U.S. Magistrate Judge Paul Papak said Thursday he might have granted pre-trial release had Ryan surrendered last month after learning that a grand jury had returned an indictment against him. Instead, Ryan became a fugitive until his arrest Tuesday in Clark County, Washington.

“The fact that you went into hiding — into hiding armed — causes me great concern,” Papak said.

Ryan, 27, of Plains, Montana, was one of more than two dozen people charged because of their involvement in the 41-day takeover of the Malheur National Wildlife Refuge in Oregon.
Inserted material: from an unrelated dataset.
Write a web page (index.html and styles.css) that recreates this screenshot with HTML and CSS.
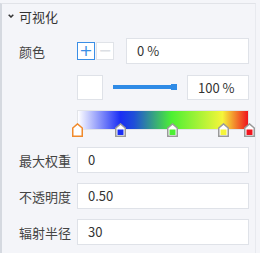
FILE: index.html
```html
<!DOCTYPE html>
<html lang="zh-CN">
<head>
  <meta charset="UTF-8">
  <title>可视化</title>
  <link rel="stylesheet" href="styles.css">
</head>
<body>
  <div class="panel">
    <div class="section-title">
      <svg class="caret" width="6" height="4" viewBox="0 0 6 4">
        <polyline points="0.7,0.7 3,3 5.3,0.7" fill="none" stroke="#333" stroke-width="1.5"/>
      </svg>
      <span>可视化</span>
    </div>

    <div class="form">
      <div class="row">
        <label>颜色</label>
        <div class="color-ctrl">
          <button class="btn-sq active">+</button>
          <button class="btn-sq disabled">−</button>
          <div class="input grow">0 %</div>
        </div>
      </div>

      <div class="row">
        <label></label>
        <div class="color-ctrl">
          <div class="swatch"></div>
          <div class="slider"><div class="track"></div><div class="thumb"></div></div>
          <div class="input pct">100 %</div>
        </div>
      </div>

      <div class="row ramp-row">
        <label></label>
        <div class="ramp">
          <div class="ramp-bar"></div>
          <svg class="stop" style="left: 0%" width="11" height="14" viewBox="0 0 11 14">
            <polygon points="0.75,13.25 0.75,5 5.5,0.9 10.25,5 10.25,13.25" fill="#fff" stroke="#f08a2c" stroke-width="1.5"/>
          </svg>
          <svg class="stop" style="left: 25%" width="11" height="14" viewBox="0 0 11 14">
            <polygon points="0.75,13.25 0.75,5 5.5,0.9 10.25,5 10.25,13.25" fill="#fff" stroke="#9a9a9a" stroke-width="1.5"/>
            <rect x="2.5" y="6.5" width="6" height="5.5" fill="#1a2ef5"/>
          </svg>
          <svg class="stop" style="left: 55%" width="11" height="14" viewBox="0 0 11 14">
            <polygon points="0.75,13.25 0.75,5 5.5,0.9 10.25,5 10.25,13.25" fill="#fff" stroke="#9a9a9a" stroke-width="1.5"/>
            <rect x="2.5" y="6.5" width="6" height="5.5" fill="#4cf033"/>
          </svg>
          <svg class="stop" style="left: 85%" width="11" height="14" viewBox="0 0 11 14">
            <polygon points="0.75,13.25 0.75,5 5.5,0.9 10.25,5 10.25,13.25" fill="#fff" stroke="#9a9a9a" stroke-width="1.5"/>
            <rect x="2.5" y="6.5" width="6" height="5.5" fill="#f5f53a"/>
          </svg>
          <svg class="stop" style="left: 100%" width="11" height="14" viewBox="0 0 11 14">
            <polygon points="0.75,13.25 0.75,5 5.5,0.9 10.25,5 10.25,13.25" fill="#fff" stroke="#9a9a9a" stroke-width="1.5"/>
            <rect x="2.5" y="6.5" width="6" height="5.5" fill="#f0141e"/>
          </svg>
        </div>
      </div>

      <div class="row">
        <label>最大权重</label>
        <div class="input">0</div>
      </div>
      <div class="row">
        <label>不透明度</label>
        <div class="input">0.50</div>
      </div>
      <div class="row">
        <label>辐射半径</label>
        <div class="input">30</div>
      </div>
    </div>
  </div>
</body>
</html>
```

FILE: styles.css
```css
body {
  margin: 0;
  padding: 3px 0 0 0;
  background: #f4f5f9;
  font-family: "Noto Sans CJK SC", "Noto Sans", sans-serif;
  font-size: 13px;
  color: #333;
}
.panel {
  height: 250px;
  box-sizing: border-box;
  border-top: 1px solid #e1e3e8;
  border-left: 2px solid #d5d9e0;
  border-right: 1px solid #e8eaef;
  margin-right: 4px;
}
.section-title {
  display: flex;
  align-items: center;
  height: 24px;
  padding-left: 17px;
  font-size: 13px;
  color: #333;
  position: relative;
}
.caret {
  position: absolute;
  left: 6px;
  top: 10px;
}
.form {
  display: flex;
  flex-direction: column;
  gap: 10px;
  padding: 10px 9px 0 17px;
}
.row {
  display: grid;
  grid-template-columns: 58px 172px;
  align-items: center;
  height: 26px;
}
.row label {
  color: #444;
}
.input {
  height: 26px;
  box-sizing: border-box;
  border: 1px solid #dfe2e8;
  background: #fff;
  padding-left: 10px;
  line-height: 24px;
  color: #333;
}
.color-ctrl {
  display: flex;
  align-items: center;
}
.btn-sq {
  width: 18px;
  height: 18px;
  box-sizing: border-box;
  padding: 0;
  border: 1px solid #e0e3e8;
  background: #fff;
  color: #ccc;
  font-size: 16px;
  line-height: 14px;
  font-family: "DejaVu Sans", sans-serif;
  margin-right: 1px;
}
.btn-sq.active {
  border-color: #3a8ee6;
  color: #3a8ee6;
}
.btn-sq.disabled {
  color: #dcdfe4;
}
.grow {
  flex: 1;
  margin-left: 11px;
}
.swatch {
  width: 26px;
  height: 25px;
  box-sizing: border-box;
  border: 1px solid #dfe2e8;
  background: #fff;
}
.slider {
  position: relative;
  width: 64px;
  height: 7px;
  margin-left: 10px;
}
.track {
  position: absolute;
  left: 0;
  right: 6px;
  top: 1px;
  height: 4px;
  background: #2f8be6;
}
.thumb {
  position: absolute;
  left: 58px;
  top: 0;
  width: 6px;
  height: 6px;
  background: #2f8be6;
}
.pct {
  margin-left: auto;
  width: 62px;
  height: 25px;
  line-height: 23px;
}
.ramp-row {
  height: 27px;
  align-items: start;
}
.ramp {
  position: relative;
  height: 27px;
}
.ramp-bar {
  height: 20px;
  box-sizing: border-box;
  border: 1px solid #e2e4e9;
  background: linear-gradient(to right, #ffffff 0%, #1a2ef5 25%, #1f4fd8 33%, #4cf033 55%, #f5f53a 85%, #f0141e 100%);
}
.stop {
  position: absolute;
  top: 13px;
  margin-left: -5px;
}
```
The men and women were protesting U.S. land restrictions and the imprisonment of two ranchers who started fires.

Ryan traveled to Oregon in January with four firearms and served as a guard.

His attorney, Jesse Merrithew, asked the judge to let Ryan return to Montana pending trial. He stressed that Ryan has no criminal record, and Sheriff Tom Rummel of Sanders County fully supported having Ryan return to Plains, something he wouldn’t want if Ryan were a problem.

Merrithew said the sheriff told him that if Ryan ran, “he would track him down himself.”

Assistant U.S. Attorney Craig Gabriel countered that Rummel is a friend of Ryan’s family, failed to find him during the month he went into hiding and is not entirely cooperative with federal law enforcement. “If he’s released, law enforcement is unlikely to find him again,” Gabriel said.

Ryan was arrested after a landowner called to report a trespasser in rural Clark County, Washington. An officer found the young man sleeping in a shed, a loaded gun nearby.

Merrithew said Ryan ran because of fear, because others were giving him bad advice and because he wasn’t getting clear information about what he was facing. “He is motivated to fight this case and does not want to run,” Merrithew said.

Ryan has pleaded not guilty to charges of with federal conspiracy to impede officers, possession of a firearm or dangerous weapon in a federal facility and degradation of government property.

The prosecutor told the judge that Ryan could be a danger to federal law enforcement if released because he has anti-government views.

According to Gabriel, Ryan filed a stolen property report against the FBI after learning agents confiscated three weapons he had hidden in a trailer at the refuge. Moreover, after Tuesday’s arrest, he told agents transporting him to Portland that he couldn’t believe they agreed to work for such a tyrannical agency.